The last couple weeks have been final reviews for many of the studios, with Master Class next week and although I am not undertaking a studio this year I have made sure to watch a couple to see how some friends went. Watching some reviews, I noticed two key ‘events’ that have prompted me to write this post and I hope it’s something many students start to think differently about. In the title I posed the question, who is my biggest critic? The answer, myself. No matter what a tutor, family member, fellow classmate or whoever has said, I am most critical of my work. I believe critiquing your own work, and even yourself, is a very valuable skill providing it is done correctly.

Many students mistake crits, critiques, or criticism, as something negative and undesired. If you were to Google ‘critique’, you get something like this ‘Critique is a method of disciplined, systematic analysis of a written or oral discourse. Although critique is commonly understood as fault finding and negative judgment, it can also involve merit recognition, and in the philosophical tradition it also means a methodical practice of doubt.” Have a read of that, and more importantly, have a think about that. Final review, mid-semester review, weekly crits, these are times for tutors to critique you, to analyse your project.

At the People 2015 conference in Melbourne, Sean Godsell made a comment that, and I’m paraphrasing, “The good architects will see what they did wrong, not what was right” and he would often be his harshest critic. It would be quite easy for people to misinterpret what Mr Godsell said, so this is what I mean the underlying meaning is behind it. I don’t think he meant you pick apart the project to the point you are disgusted and discouraged from it. There isn’t a single project in this entire world that is perfect, if you have been working on your design for the whole semester, and you can’t find areas for improvement or where you went wrong, you don’t know your project well enough. And that is what I believe Mr Godsell meant, if you can recognize the faults in your design (and there will be faults) you will start to learn from them. If you look at a project and think it is perfect, you’re out of your mind.

There are three things that cause an architect (and/or student) to stop designing;
1 | Deadlines
2 | Money
3 | Death
A project or design is never finished, at best you just hit pause because the client needs to start building, or it is no longer financially viable for you to work, or you die. Without being able to perfect a project, how could you not find faults? Finding faults, mistakes, areas for improvements and the like isn’t a sign that you are a bad designer or architect, being able to recognise these imperfections will help elevate your work.

Quite often I find myself critiquing my own work purely because there is no one around to talk to and I’ll admit it can be difficult to do it by yourself. Sometimes you need fresh eyes to look over it, sometimes you’re secretly in love with an idea and you’ll find a way to make it happen which means overlooking other solutions or sometimes you just want a second opinion. I’m not saying getting your friends to critique is bad, but how often are they honest with you? VERY RARELY, and how do I know? Well, I often refrain from saying what I really think as I don’t want to be rude or hurt your feelings. Is that productive or helpful of me? Nope! This is where being self-critical is very important, it allows you to be honest with yourself.

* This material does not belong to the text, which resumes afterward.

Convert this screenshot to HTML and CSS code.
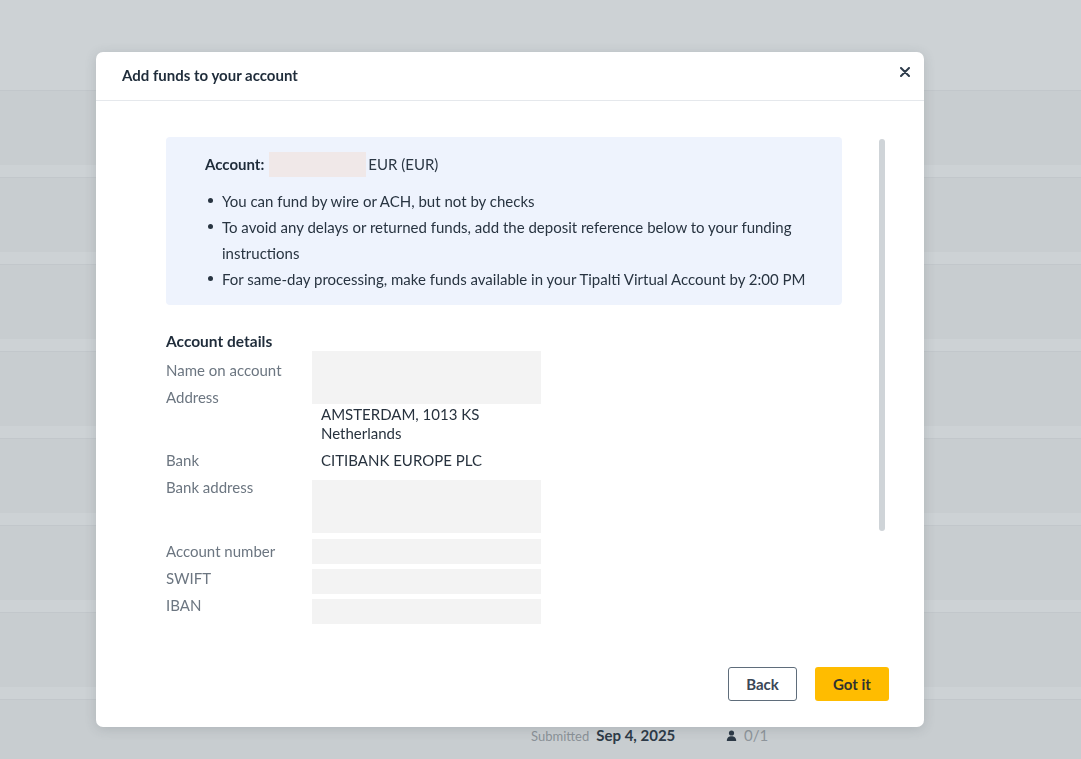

Today I saw a tutor chat to a student after-hours about their project, and I’m guessing the student didn’t have a positive review. The student said he spoke with other tutors, students, etc today and they all seemed to like it, so why didn’t the reviewers? It didn’t help the tutor they were talking to is someone who is very honest, and is an excellent critic. I know this as I had this tutor for a studio and while they are critical, they are very good at analysing your project and saying the positives and negatives without getting personal. Throughout the trimester I have seen this student stop 2-3 students or other tutors each time I was there, and I’m not sure whether they were seeking validation, positive feedback or reassurance or if they were genuinely looking for a proper critique. However, had this student sat down and properly critique their own project, they would have known where they stood.

How do I self-critique? Some students may not know how to critique their own work, or critique in general. What I don’t do is go “Oh this is a s**t idea” and that’s it, why is it a s**t idea? What could be done to make the s**t idea not so s**t? A critique isn’t just stating what’s wrong with the design, remember the definition from above? It’s about analyzing the project in a disciplined, systematic way. Look at your floor plan for the sports hall you’re designing, why are the toilets wrong? Probably because they are on the other side of the courts. What’s wrong with that? You have to cross the courts, or walk around them to go to the toilet or change, not exactly ideal when a team arrives and there are games being played, or if a visitor needs to duck into the toilet. What can you do? Move the toilets to the entry area of the layout. This was a TAFE project, and I did originally have the toilets in a stupid location. However after looking at precedences and analysing the design I determined the toilets were wrong.

Having the ability to see not only what is wrong with your project, but think of solutions through research, sketching and/or testing, shows a real maturity and skill. I’m not gloating and saying I’m mature and skillful, but I can look at my project and identify where I am going wrong, or where I went wrong and provide solutions. Sometimes you don’t see these ‘mistakes’ until after the deadline, which is fine. Quite often I look at my projects a week after submission and critique myself and make a list of where I can improve. You need to get into the habit of continually being critical of your work, NOT continually trashing your work.